La Triplice Alleanza e gl'interessi italiani nel Nord-Africa. — La Francia sulla frontiera tripolo-tunisina sino al 1890. — Una memoria del generale Dal Verme sul confine storico tra la Tunisia e la Tripolitania. — L'accordo anglo-francese del 5 agosto 1890. — Rimostranze di Crispi presso il governo inglese. — Nota di Said pascià su l'hinterland tripolitano. — Come si potevano impedire le ulteriori usurpazioni della Francia. — Crispi e il governo francese; questo nega di aver delle mire sulla Tripolitania. — Una nuova carta francese dell'Africa. — Dichiarazioni del ministro Ribot alla Camera. — Protesta di Crispi. — Stato della questione al 1894. — La convenzione franco-germanica. — La Francia tenta avanzarsi nel Sudan egiziano. — Fascioda. — Nuovi accordi anglo-francesi a danno dell'hinterland tripolitano. — L'Italia rinunzia senza compensi ai suoi diritti in Tunisia. — L'accordo franco-italiano del 1902. — L'opera di Crispi nel Marocco. — L'occupazione italiana della Tripolitania e un cattivo presagio.
Dai documenti che precedono — i quali, per quanto si riferisce alle precise stipulazioni della alleanza dell'Italia con la Germania e con l'Austria, sono necessariamente reticenti, un dovere elementare vietandoci di rivelare segreti di Stato — si deduce tuttavia quali fossero, alla fine del 1890, gli obiettivi della politica estera di Crispi.
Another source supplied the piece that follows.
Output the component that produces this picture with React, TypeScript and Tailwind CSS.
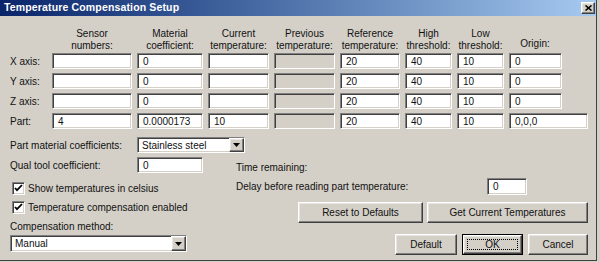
import React from "react";

const sunken =
  "border border-t-[#808080] border-l-[#808080] border-b-white border-r-white shadow-[inset_1px_1px_0_#404040,inset_-1px_-1px_0_#d4d0c8]";
const raised =
  "border border-t-white border-l-white border-b-[#404040] border-r-[#404040] shadow-[inset_-1px_-1px_0_#808080,inset_1px_1px_0_#e8e6e1]";

type FieldProps = { value?: string; className?: string; disabled?: boolean };

const Field = ({ value = "", className = "", disabled }: FieldProps) => (
  <div
    className={`${sunken} ${disabled ? "bg-[#d4d0c8]" : "bg-white"} h-[16px] flex items-center pl-[5px] overflow-hidden whitespace-nowrap ${className}`}
  >
    {value}
  </div>
);

const Arrow = () => (
  <div className={`${raised} bg-[#d4d0c8] w-[15px] h-full flex items-center justify-center`}>
    <svg width="7" height="4" viewBox="0 0 7 4">
      <path d="M0 0h7L3.5 4z" fill="#000" />
    </svg>
  </div>
);

const Select = ({ value, className = "" }: { value: string; className?: string }) => (
  <div className={`${sunken} bg-white flex items-center ${className}`}>
    <span className="flex-1 pl-[4px] whitespace-nowrap">{value}</span>
    <Arrow />
  </div>
);

const Check = ({ label }: { label: string }) => (
  <div className="flex items-center h-[14px]">
    <div className={`${sunken} bg-white w-[13px] h-[13px] ml-[2px] flex items-center justify-center`}>
      <svg width="9" height="9" viewBox="0 0 9 9">
        <path d="M1 4l2 2.2L8 1" stroke="#000" strokeWidth="1.8" fill="none" />
      </svg>
    </div>
    <span className="ml-[3px] whitespace-nowrap">{label}</span>
  </div>
);

const Btn = ({ label, className = "", primary }: { label: string; className?: string; primary?: boolean }) =>
  primary ? (
    <div className={`border border-black h-[21px] ${className}`}>
      <div className={`${raised} bg-[#d4d0c8] h-full relative flex items-center justify-center`}>
        {label}
        <div className="absolute inset-[3px] border border-dotted border-black" />
      </div>
    </div>
  ) : (
    <div className={`${raised} bg-[#d4d0c8] h-[21px] flex items-center justify-center ${className}`}>{label}</div>
  );

const headers = [
  ["Sensor", "numbers:"],
  ["Material", "coefficient:"],
  ["Current", "temperature:"],
  ["Previous", "temperature:"],
  ["Reference", "temperature:"],
  ["High", "threshold:"],
  ["Low", "threshold:"],
  ["", "Origin:"],
];

const rows = [
  { label: "X axis:", sensor: "", mat: "0", cur: "", origin: "0" },
  { label: "Y axis:", sensor: "", mat: "0", cur: "", origin: "0" },
  { label: "Z axis:", sensor: "", mat: "0", cur: "", origin: "0" },
  { label: "Part:", sensor: "4", mat: "0.0000173", cur: "10", origin: "0,0,0" },
];

export default function App() {
  return (
    <div className="w-[600px] h-[262px] bg-[#d4d0c8] font-['Liberation_Sans',Arial,sans-serif] text-[10px] text-[#111]">
      <div className="w-[597px] h-[261px] border-r border-b border-[#404040] flex flex-col">
        {/* title bar */}
        <div className="h-[16px] bg-linear-to-r from-[#0a246a] to-[#a6caf0] flex items-center justify-between pl-[4px] pr-[1px]">
          <span className="text-white font-bold text-[10.5px] tracking-[0.15px]">Temperature Compensation Setup</span>
          <div className={`${raised} bg-[#d4d0c8] w-[14px] h-[12px] flex items-center justify-center`}>
            <svg width="7" height="6" viewBox="0 0 7 6">
              <path d="M0.5 0.5l6 5M6.5 0.5l-6 5" stroke="#000" strokeWidth="1.6" />
            </svg>
          </div>
        </div>

        {/* sensor grid */}
        <div className="grid grid-cols-[37px_80px_66px_61px_61px_60px_47px_47px_auto] gap-x-[5px] gap-y-[4px] pl-[10px] pt-[12px]">
          <div />
          {headers.map(([a, b], i) => (
            <div
              key={i}
              className={`flex flex-col justify-end items-center text-center leading-[12px] mb-[-3px] whitespace-nowrap ${i === 7 ? "w-[52px] pb-[2px]" : ""}`}
            >
              {a && <span>{a}</span>}
              <span>{b}</span>
            </div>
          ))}
          {rows.map((r) => (
            <React.Fragment key={r.label}>
              <div className="flex items-center h-[16px] whitespace-nowrap">{r.label}</div>
              <Field value={r.sensor} />
              <Field value={r.mat} />
              <Field value={r.cur} />
              <Field disabled />
              <Field value="20" />
              <Field value="40" />
              <Field value="10" />
              <Field value={r.origin} className={r.label === "Part:" ? "w-[79px]" : "w-[53px]"} />
            </React.Fragment>
          ))}
        </div>

        {/* lower section */}
        <div className="flex pl-[10px] mt-[8px]">
          <div className="w-[226px] flex flex-col">
            <div className="flex items-center h-[16px]">
              <span className="w-[127px] shrink-0 whitespace-nowrap">Part material coefficients:</span>
              <Select value="Stainless steel" className="w-[108px] h-[16px] shrink-0" />
            </div>
            <div className="flex items-center h-[16px] mt-[4px]">
              <span className="w-[127px] shrink-0 whitespace-nowrap">Qual tool coefficient:</span>
              <Field value="0" className="w-[66px] shrink-0" />
            </div>
            <div className="mt-[8px]">
              <Check label="Show temperatures in celsius" />
            </div>
            <div className="mt-[5px]">
              <Check label="Temperature compensation enabled" />
            </div>
            <div className="mt-[7px] h-[12px] leading-[12px]">Compensation method:</div>
            <Select value="Manual" className="w-[177px] h-[17px] mt-[2px]" />
          </div>

          <div className="w-[352px] flex flex-col">
            <div className="mt-[25px] h-[12px] leading-[12px]">Time remaining:</div>
            <div className="flex items-center mt-[4px] h-[17px]">
              <span className="w-[251px] whitespace-nowrap">Delay before reading part temperature:</span>
              <Field value="0" className="w-[40px] h-[17px]" />
            </div>
            <div className="flex justify-end gap-[4px] mt-[7px]">
              <Btn label="Reset to Defaults" className="w-[125px]" />
              <Btn label="Get Current Temperatures" className="w-[161px]" />
            </div>
            <div className="flex justify-end gap-[5px] mt-[11px]">
              <Btn label="Default" className="w-[62px]" />
              <Btn label="OK" className="w-[61px]" primary />
              <Btn label="Cancel" className="w-[60px]" />
            </div>
          </div>
        </div>
      </div>
    </div>
  );
}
Il trattato d'alleanza non era lontano a scadere; l'esperienza aveva dimostrato che se esso garentiva la pace, l'Italia era esposta per questo beneficio comune alle tre potenze, a sopportare da sola i danni della guerra accanita che la Francia le faceva nel campo economico e, fuori d'Europa, anche nel campo politico. La teoria che i rapporti economici e i rapporti politici non debbano influirsi scambievolmente, non poteva convenirci perchè era innegabile che a cagione dell'alleanza noi subivamo danni ingenti dalla ostilità francese, con la rottura delle relazioni commerciali e coi colpi incessanti al nostro credito internazionale. [pg!17]
Crispi aveva dimostrato al Cancelliere germanico che le grandi alleanze politiche non possono essere limitate a categorie d'interessi e che il trattato della Triplice per arrecare tutti i suoi benefici doveva comprendere, oltre la garenzia territoriale, la difesa d'ogni interesse essenziale di ciascuno degli alleati nelle complesse relazioni della vita internazionale. E il generale Caprivi aveva aderito a tali vedute e domandato che il ministro italiano concretasse le sue proposte.
Ma l'argomento sul quale Crispi richiamò più vivamente l'attenzione del suo collega, come quello che racchiudeva un pericolo imminente e grave per l'Italia, fu la condotta della Francia nel Nord-Africa.